If you find it really cumbersome to carry your camera with you then simply use your camera phone.
Get off auto mode
The automatic modes on cameras have improved dramatically in recent years. But the problem with using automatic mode is that you are not actually learning about photography and how to take photos. The other issue with auto modes is that sometimes you need to compensate to be able to capture the shot you want. In auto mode, the camera will make that decision which might have an adverse effect on your photo.
For example, if you are shooting in low light conditions the camera might bump up your ISO to 6400! This means a lot of noise in your photo which will make it look soft. Whereas if you were controlling the exposure triangle yourself, you may have been able to underexpose your image by a stop or two to then brighten post-processing. This might have given you a better image. So, instead of settling for auto mode, learn the basics and do it yourself.
One of the great things about starting out is that you are allowed to make mistakes. You are also allowed to experiment with different genres and even different settings to find your own style and preference. So, don’t be afraid to experiment with your photos and if you get something wrong, learn from it and move on.
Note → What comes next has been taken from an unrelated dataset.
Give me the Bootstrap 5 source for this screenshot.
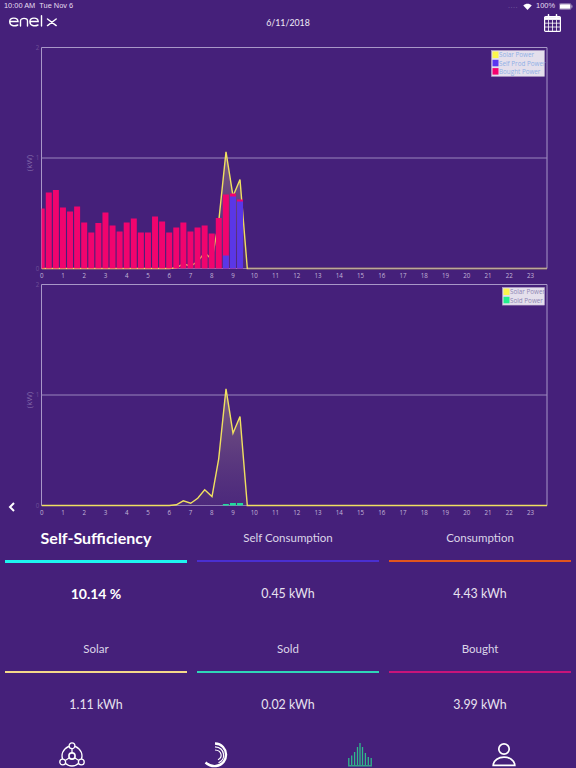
<!DOCTYPE html>
<html lang="en">
<head>
    <meta charset="UTF-8">
    <meta name="viewport" content="width=device-width, initial-scale=1.0">
    <title>Enel X - Self-Sufficiency</title>
    <link href="https://cdn.jsdelivr.net/npm/bootstrap@5.3.0/dist/css/bootstrap.min.css" rel="stylesheet">
    <style>
        body { background: #45207a; color: #fff; font-family: "Lato", sans-serif; width: 576px; height: 768px; overflow: hidden; }
        .status-row { height: 12px; padding: 0 3px 0 4px; font-family: "Liberation Sans", sans-serif; font-size: 7.4px; line-height: 12px; color: #e6dff0; }
        .signal-dots { color: #7d62a5; letter-spacing: 0.5px; margin-right: 1px; }
        .head-row { height: 23px; padding: 3px 15px 0 9px; position: relative; }
        .head-date { position: absolute; left: 0; right: 0; top: 5px; text-align: center; font-size: 8.8px; color: #f0ebf6; line-height: 12px; }
        .cal-icon { margin-top: -1px; }
        .chart-wrap { position: relative; height: 485px; }
        .chart-wrap svg { display: block; }
        .back-arrow { position: absolute; left: 8px; top: 467px; }
        .tick { font-family: "Open Sans", sans-serif; font-size: 6.2px; fill: #c3b6d8; text-anchor: middle; }
        .tick-y { fill: #6d4f98; }
        .unit-txt { font-family: "Open Sans", sans-serif; font-size: 8px; fill: #8067a8; text-anchor: middle; }
        .legend-txt { font-family: "Open Sans", sans-serif; font-size: 6.3px; fill: #8fb0e6; }
        .stat-name { height: 40px; line-height: 36px; font-size: 11.5px; color: #dcd5e8; text-align: center; }
        .stat-name.on { font-size: 16px; font-weight: 700; color: #fff; }
        .stat-line { height: 1.5px; margin: 0 5px; }
        .stat-line.on { height: 3.3px; margin-bottom: -1.8px; }
        .stat-value { height: 69.5px; line-height: 63px; font-size: 12.4px; color: #e8e2f0; text-align: center; }
        .stat-value.on { font-size: 14px; font-weight: 700; color: #fff; }
        .tabs-row { height: 26px; }
        .tabs-row svg { display: block; margin: 0 auto; }
    </style>
</head>
<body>
    <div class="status-row d-flex justify-content-between align-items-center">
        <span>10:00 AM &nbsp;Tue Nov 6</span>
        <span class="d-flex align-items-center gap-1">
            <span class="signal-dots">....</span>
            <svg width="9" height="7" viewBox="0 0 16 12"><path d="M8 12 L0.5 4 C4.5 0 11.5 0 15.5 4 Z" fill="#fff"/></svg>
            <span>100%</span>
            <svg width="14" height="7" viewBox="0 0 15 7"><rect x="0.3" y="0.3" width="12.6" height="6.4" rx="1.3" fill="none" stroke="#cfc6df" stroke-width="0.5"/><rect x="1" y="1" width="11.2" height="5" rx="0.7" fill="#fff"/><rect x="13.4" y="2.3" width="0.9" height="2.4" fill="#cfc6df"/></svg>
        </span>
    </div>
    <div class="head-row d-flex justify-content-between align-items-start">
        <svg width="48" height="12" viewBox="0 0 48 12" fill="none" stroke="#fff" stroke-width="1.4" stroke-linecap="round">
            <path d="M0.8 6.5 H9 C8.8 2 0.8 2 0.7 6.5 C0.7 11 5.5 11.5 8.8 10"/>
            <path d="M11.5 11 V6 C11.5 2.5 18.5 2.5 18.5 6 V11"/>
            <path d="M21 6.5 H29.2 C29 2 21 2 20.9 6.5 C20.9 11 25.7 11.5 29 10"/>
            <path d="M32.5 0.8 V11"/>
            <path d="M38.5 4 L47.2 10.6 M47.2 4 L38.5 10.6"/>
        </svg>
        <div class="head-date">6/11/2018</div>
        <svg class="cal-icon" width="17" height="18" viewBox="0 0 17 18" fill="none" stroke="#fff">
            <rect x="0.6" y="2.6" width="15.8" height="14.8" rx="1" stroke-width="1.2"/>
            <path d="M0.6 4.5 H16.4" stroke-width="2.8"/>
            <path d="M0.6 9.2 H16.4 M0.6 13 H16.4 M4.5 6 V17.4 M8.5 6 V17.4 M12.5 6 V17.4" stroke-width="0.8"/>
            <path d="M4.5 0.7 V3.5 M12.5 0.7 V3.5" stroke-width="1.5" stroke-linecap="round"/>
        </svg>
    </div>

    <div class="chart-wrap">
        <svg id="charts" width="576" height="485" viewBox="0 35 576 485"></svg>
        <svg class="back-arrow" width="8" height="10" viewBox="0 0 8 10"><path d="M6 1 L2 5 L6 9" fill="none" stroke="#fff" stroke-width="2"/></svg>
    </div>

    <div id="stats" class="row g-0"></div>

    <div class="tabs-row row g-0 text-center">
        <div class="col-3">
            <svg width="26" height="26" viewBox="0 0 26 26" fill="none" stroke="#fff" stroke-width="1.3">
                <circle cx="13" cy="14" r="10"/>
                <path d="M13 4 V11 M4.5 19.5 L10.5 15.7 M21.5 19.5 L15.5 15.7"/>
                <circle cx="13" cy="3.8" r="2.9" fill="#45207a"/>
                <circle cx="3.7" cy="20" r="2.9" fill="#45207a"/>
                <circle cx="22.3" cy="20" r="2.9" fill="#45207a"/>
                <circle cx="13" cy="14" r="3.1" fill="#45207a" stroke-width="1.6"/>
            </svg>
        </div>
        <div class="col-3">
            <svg width="26" height="26" viewBox="0 0 26 26" fill="none" stroke="#fff">
                <path d="M12 1.5 C26 2 27 22 13 24 C9.5 24.5 5.5 23 2.5 20.5" stroke-width="2.4"/>
                <path d="M12 4.8 C22.5 5.5 23 18 15.5 20.8" stroke-width="1.2"/>
                <path d="M12 8 C19 8.5 20 15.5 15 17.8" stroke-width="1.2"/>
            </svg>
        </div>
        <div class="col-3">
            <svg width="26" height="26" viewBox="0 0 26 26" fill="none" stroke="#2fb98c" stroke-width="1.3">
                <path d="M1.8 23 V16 M4.7 23 V13.5 M7.6 23 V10 M10.5 23 V5 M13 23 V1 M15.5 23 V5 M18.4 23 V11 M21.3 23 V15 M24.2 23 V16"/>
                <path d="M1 23.8 H25" stroke-width="1.3"/>
            </svg>
        </div>
        <div class="col-3">
            <svg width="26" height="26" viewBox="0 0 26 26" fill="none" stroke="#fff" stroke-width="1.7">
                <circle cx="13" cy="7" r="5.2"/>
                <path d="M2.2 23.3 C3 12.5 23 12.5 23.8 23.3 Z"/>
            </svg>
        </div>
    </div>

    <script src="https://cdn.jsdelivr.net/npm/bootstrap@5.3.0/dist/js/bootstrap.bundle.min.js"></script>
    <script>
        // hour 0 sits at x=41.7, one hour is 21.25px, one bar every 20 minutes
        const X0 = 41.7, HOUR = 21.25;
        // solar curve as [x, height above baseline]
        const solar = [[41.7,0],[169.3,0],[176.3,0.7],[183.3,4.7],[190.7,2.3],[197.7,7.3],[204.7,15.7],[212,9],[218.7,46.7],[226,116.7],[233,72.3],[240,89],[247.3,0],[547,0]];
        // bar tops read off the reference, in px above baseline
        const bars = [60,76,78.5,61,57,62,46,36,45.5,56,43,37,46,50,36,36,52,47,36,41,46,37,41,43,35,50.5,74,75,69];
        const selfProd = { 26: 13, 27: 72, 28: 67 };
        const sold = { 26: 1.5, 27: 2.5, 28: 2.5 };

        function axes(top) {
            const base = top + 221;
            let s = `<path d="M41.5 ${base} V${top} H547 V${base}" fill="none" stroke="#a897c8" stroke-width="1"/>`;
            s += `<path d="M41.5 ${top + 110.5} H547 M41.5 ${base} H547" fill="none" stroke="#9a85bd" stroke-width="1"/>`;
            for (let h = 0; h <= 23; h++) s += `<text class="tick" x="${X0 + h * HOUR}" y="${base + 9.5}">${h}</text>`;
            s += `<text class="tick tick-y" x="37.5" y="${top + 2}">2</text><text class="tick tick-y" x="37.5" y="${top + 112.5}">1</text><text class="tick tick-y" x="37.5" y="${base + 2}">0</text>`;
            s += `<text class="unit-txt" transform="translate(32 ${top + 115.5}) rotate(-90)">(kW)</text>`;
            return s;
        }
        function solarCurve(base) {
            const pts = solar.map(p => `${p[0]},${base - p[1]}`).join(' ');
            return `<linearGradient id="solarFill${base}" gradientUnits="userSpaceOnUse" x1="0" y1="${base - 117}" x2="0" y2="${base}"><stop offset="0" stop-color="#8a6a84" stop-opacity="0.85"/><stop offset="1" stop-color="#5a3a80" stop-opacity="0.35"/></linearGradient>` +
                `<polygon points="${pts}" fill="url(#solarFill${base})"/>` +
                `<polyline points="${pts}" fill="none" stroke="#f0e060" stroke-width="1.4"/>`;
        }
        function legend(x, y, w, items, textFill) {
            let s = `<rect x="${x}" y="${y}" width="${w}" height="${items.length * 8.3 + 1}" fill="#e4dfec" stroke="#b9aacd" stroke-width="0.5"/>`;
            items.forEach((it, i) => {
                const ty = y + 1 + i * 8.3;
                s += `<rect x="${x + 1}" y="${ty}" width="6" height="6.5" fill="${it[1]}"/><text class="legend-txt" x="${x + 7.5}" y="${ty + 5.8}" style="fill:${textFill}">${it[0]}</text>`;
            });
            return s;
        }

        let out = '';
        // top chart, bars sit over the solar line
        const base1 = 268.5;
        out += axes(47.5);
        out += solarCurve(base1);
        // the flat tail of the top curve reads muted in the reference
        out += `<path d="M248 ${base1} H547" stroke="#9a85bd" stroke-width="1" opacity="0.6"/>`;
        bars.forEach((h, i) => {
            const cx = X0 + i * (HOUR / 3);
            const x = Math.max(cx - 3, 41.5), w = cx + 3 - x;
            out += `<rect x="${x}" y="${base1 - h}" width="${w}" height="${h}" fill="#f0046e"/>`;
            if (selfProd[i]) out += `<rect x="${x}" y="${base1 - selfProd[i]}" width="${w}" height="${selfProd[i]}" fill="#5a37e6"/>`;
        });
        out += legend(491.5, 50.5, 53, [['Solar Power', '#fcf64c'], ['Self Prod Power', '#5a37f0'], ['Bought Power', '#f5006e']], '#8fb0e6');
        // bottom chart
        const base2 = 505.5;
        out += axes(284.5);
        out += solarCurve(base2);
        Object.keys(sold).forEach(i => {
            const cx = X0 + i * (HOUR / 3);
            out += `<rect x="${cx - 3}" y="${base2 - sold[i]}" width="6" height="${sold[i]}" fill="#1fdc9c"/>`;
        });
        out += legend(502.5, 287.5, 42, [['Solar Power', '#fcf64c'], ['Sold Power', '#22f08e']], '#8f86b4');
        document.getElementById('charts').innerHTML = out;

        const stats = [
            { name: 'Self-Sufficiency', value: '10.14 %', color: '#1ef5f0', on: true },
            { name: 'Self Consumption', value: '0.45 kWh', color: '#4a2fd0' },
            { name: 'Consumption', value: '4.43 kWh', color: '#e2551c' },
            { name: 'Solar', value: '1.11 kWh', color: '#f5d98a' },
            { name: 'Sold', value: '0.02 kWh', color: '#2fd6b8' },
            { name: 'Bought', value: '3.99 kWh', color: '#c8147a' }
        ];
        document.getElementById('stats').innerHTML = stats.map(s => `
            <div class="col-4">
                <div class="stat-name ${s.on ? 'on' : ''}">${s.name}</div>
                <div class="stat-line ${s.on ? 'on' : ''}" style="background:${s.color}"></div>
                <div class="stat-value ${s.on ? 'on' : ''}">${s.value}</div>
            </div>`).join('');
    </script>
</body>
</html>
Find people to inspire you
Photography is a lonely profession and you will quickly find that there aren’t too many people who want to wait around for you to take photos at sunset. Finding a photo buddy, especially one whose work you admire can really help push you to become a better photographer.
But even if you don’t have anyone to act as a photo buddy, find photographers whose work you like and follow them. The key is not to copy their work but instead use it to inspire your own.
Share your photos
You don’t have to be a professional photographer to find an outlet for your photos. Anyone can do it and you should because it can help you become better. I said earlier that photography is a lonely profession and for many, their only interaction on photography comes online through social media. Don’t be afraid to find a way to share your photos with others whether that is online or in person. It could be your own website, Instagram, Facebook or even a local camera club.
Learn basic photo editing
Even if you are completely against photo editing, it still pays to know the basics. As inevitably most photos will benefit from some level of post-processing. That could be as simple as just straightening the photo or cropping it slightly differently. Or sometimes you may need to add more extensive retouching like removing the trash can that is in the shot.
Whatever you decide is the right approach for you, as with everything else, there are lots of free learning material online. YouTube videos can walk you through the entire process from the basics to more advanced functions. So, don’t be lazy, learn the basics of post-processing.
Get a workflow
One of the biggest benefits of digital photography is that it allows you to build a workflow that can get the work you need to get done in a fraction of the time. Your workflow will naturally evolve over time but it’s still worth thinking about it and putting a process in place. Think about how you want to store your photos like a filing structure? How do you want to back them up? How to flag the good ones and if you want to delete the bad ones? Don’t worry if you don’t have the answers straight away, that will come over time. But it’s good to think about it and have a process in place.
As a beginner, you are starting a wonderful journey. One that will at times be frustrating whilst at other times gives you an enormous sense of pride. The most important thing when you are starting out is to enjoy yourself, learn as much as you can and practice, practice and practice. Don’t worry it won’t always be this daunting.